Un travail éditorial remarquable

Il faut louer le travail en tout point remarquable fait par Pierre-André Meyer sur cette correspondance. Son introduction, riche de plus de 100 pages, éclaire ce que fut pour Julien Cain la période de l’avant-guerre, le rayonnement qu’il avait acquis, ses amitiés et ses réseaux, qui l’amenèrent aussi aux responsabilités au sein du ministère de l’Information, l’exode, l’Odyssée du Massilia vers l’Afrique du Nord, les accusations infâmes. Il rassemble nombre d’éléments nouveaux ou peu connus sur la révocation et l’arrestation de Cain, les innombrables tentatives du couple pour en obtenir l’annulation, puis les années noires, l’isolement, la prison, la déportation, et le courage, toujours, de l’administrateur et de sa femme. Le biographe ne se fait à aucune page hagiographe de son grand-oncle, et ne valide pas, par exemple, les tentatives de Julien Cain pour être reconnu comme résistant. Les copieuses notes concernant les personnes ou évènements évoqués dans la correspondance, la liste des cryptogrammes par lesquels le couple nomme tout en s’efforçant de protéger les personnes évoquées, la chronologie, la reproduction d’un certain nombre de textes importants pour comprendre la période, tout ce paratexte est présent avec abondance, précision, rigueur et donne tout leur sens aux échanges du couple.

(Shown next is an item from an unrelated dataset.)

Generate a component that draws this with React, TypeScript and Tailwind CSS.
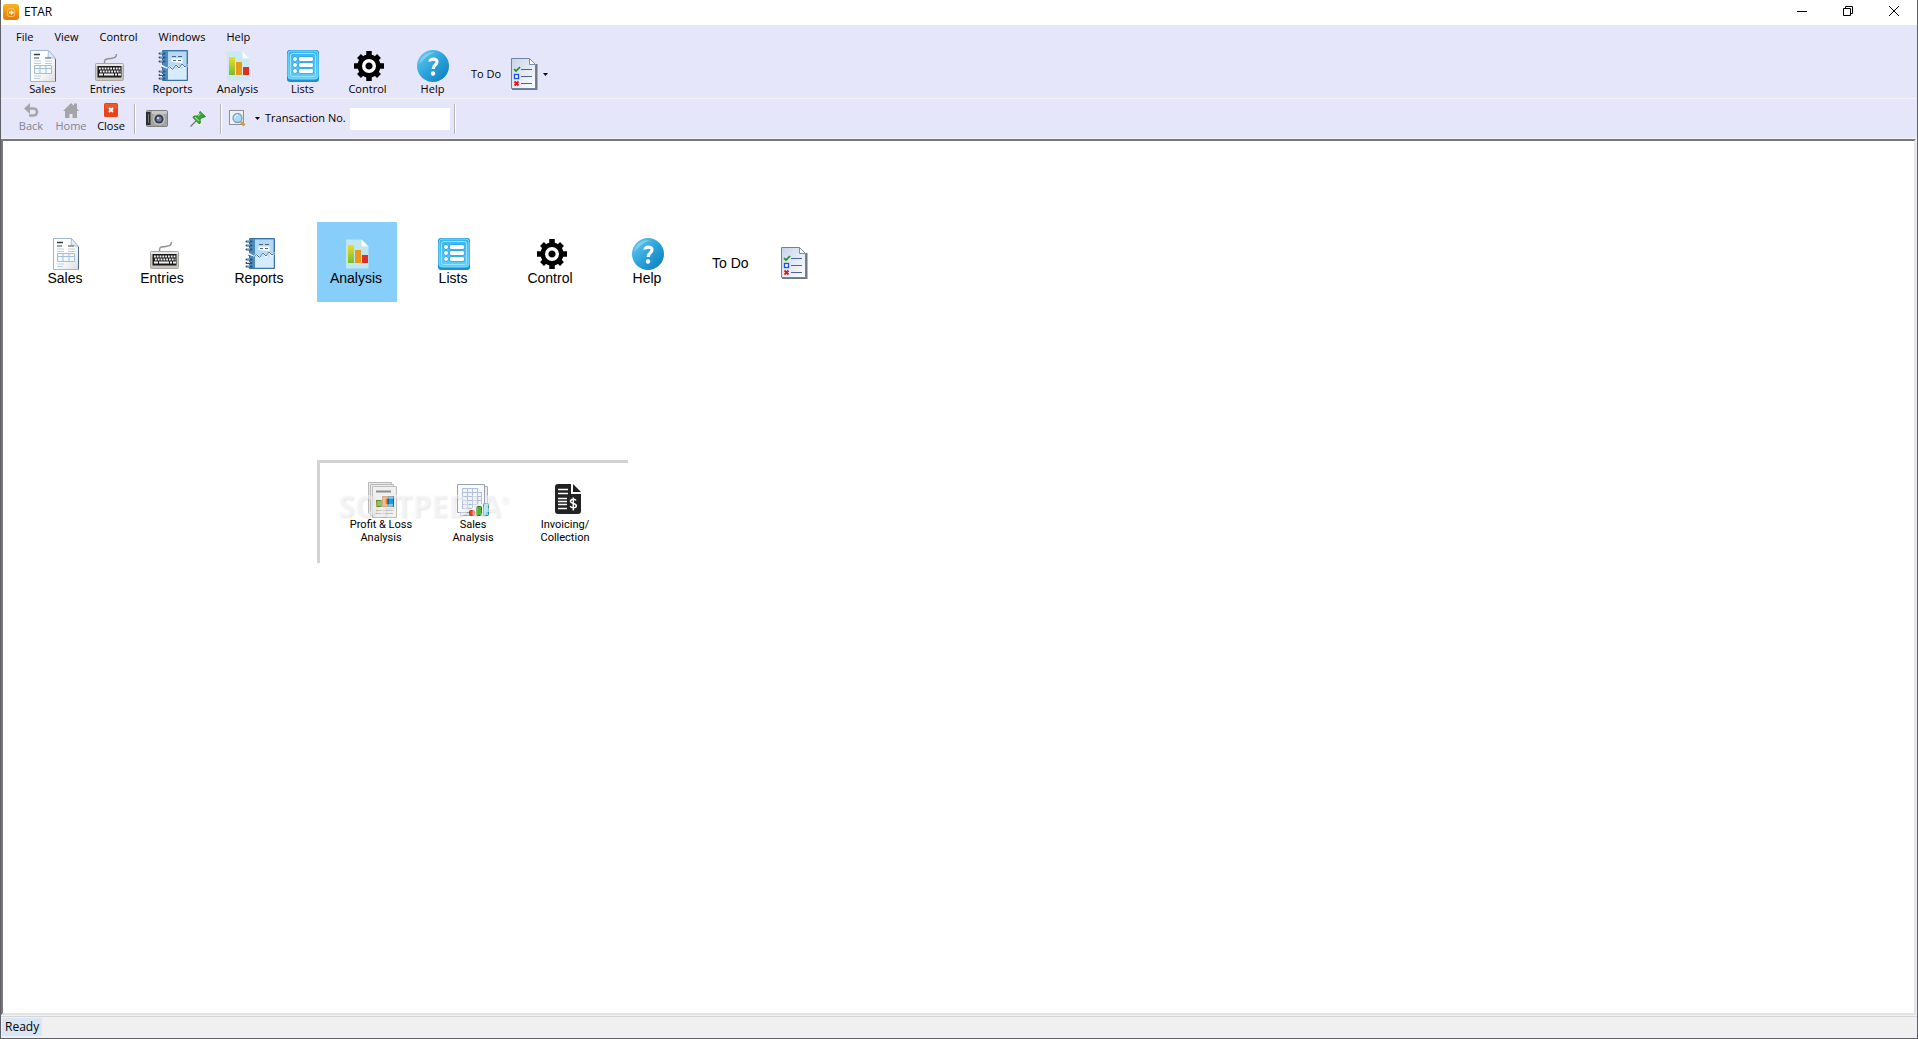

Julien Cain fit partie des personnalités rapatriées de Buchenwald par avion le 18 avril 1945. Réintégré dans ses fonctions par un décret du ministre de l’Éducation nationale René Capitant du 13 octobre 1944, il reprend dès le 1er octobre 1945 la direction de la BN, avide d’action, poste qu’il cumule avec celui de directeur des bibliothèques publiques à partir du 12 mars 1946.